Mr. Roberts continued, “During the first quarter, Foundation Coal positioned its Northern Appalachian operations to successfully capitalize on the strong market conditions in the Eastern United States. The installation of our second longwall at the Emerald Mine was completed during the first quarter, and the rebuild of the existing longwall began on schedule early in the second quarter. Also, following the recent longwall move, the Cumberland Mine continues to produce at a 7 million ton per year pace making it one of the highest production single longwall mines in the industry. As a result, we have cemented our ability to produce 14 million tons annually in Northern Appalachia in 2008 and beyond, up from approximately 13 million tons in 2007.”
“During the quarter Foundation Coal continued to execute on its long-term strategic initiatives. Our successful Lease By Application (LBA) bid in February increased the reserves at our Eagle Butte Mine in the Powder River Basin by an estimated 255 million tons, bringing Foundation’s total reserves in the basin to over 800 million tons and total company reserves to over 1.8 billion tons. The permitting process is underway for the planned Foundation and Freeport Mines in Northern Appalachia. Development of our land and gas resources is progressing as planned with the recent completion of our fifth producing surface horizontal directional well. Overall, Foundation Coal is well-positioned to increase shareholder value through a combination of organic growth, margin expansion, and the opportunity for selective growth through acquisition.”

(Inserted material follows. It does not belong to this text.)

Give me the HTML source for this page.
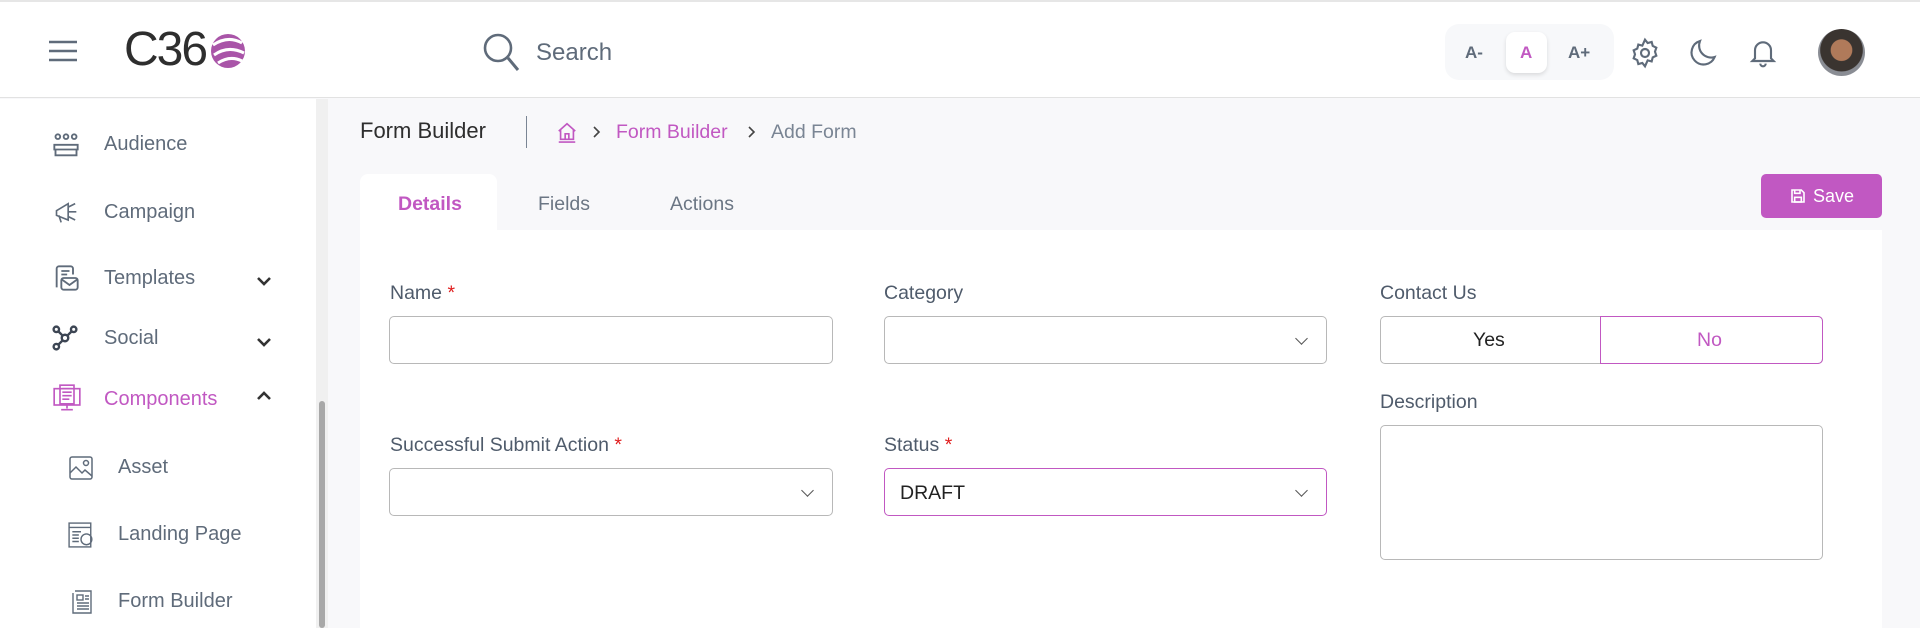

Foundation Coal elevated its safety performance to a new record in the first quarter of 2008 with a total reportable incident rate of 2.98, a 35% improvement compared to the first quarter last year. In recognition of outstanding safety performance, three of the company’s Central Appalachian mines, Rockspring’s Camp Creek, Kingston No. 1, and Kingston No. 2, received the 2007 Joseph Holmes Safety Award. Kingston No. 1 also received the 2007 MSHA District 4 Pacesetter Award.
FINANCIAL RESULTS
Period to Period Comparisons
Coal sales revenues were a record $406.9 million in the first quarter of 2008, up 5 percent from the first quarter of 2007. The increase primarily reflects a 7 percent increase in average per ton sales realizations, which more than offset slightly lower Central Appalachian shipments, including the absence of synfuel-related shipments, and the absence of revenues from the Wabash Mine. During the first quarter of 2008, average per ton sales realizations again increased in all active production regions. Average realizations per ton experienced the greatest increase in Central Appalachia and the Powder River Basin, rising 11 percent in both regions, followed by Northern Appalachia where realizations increased 6 percent.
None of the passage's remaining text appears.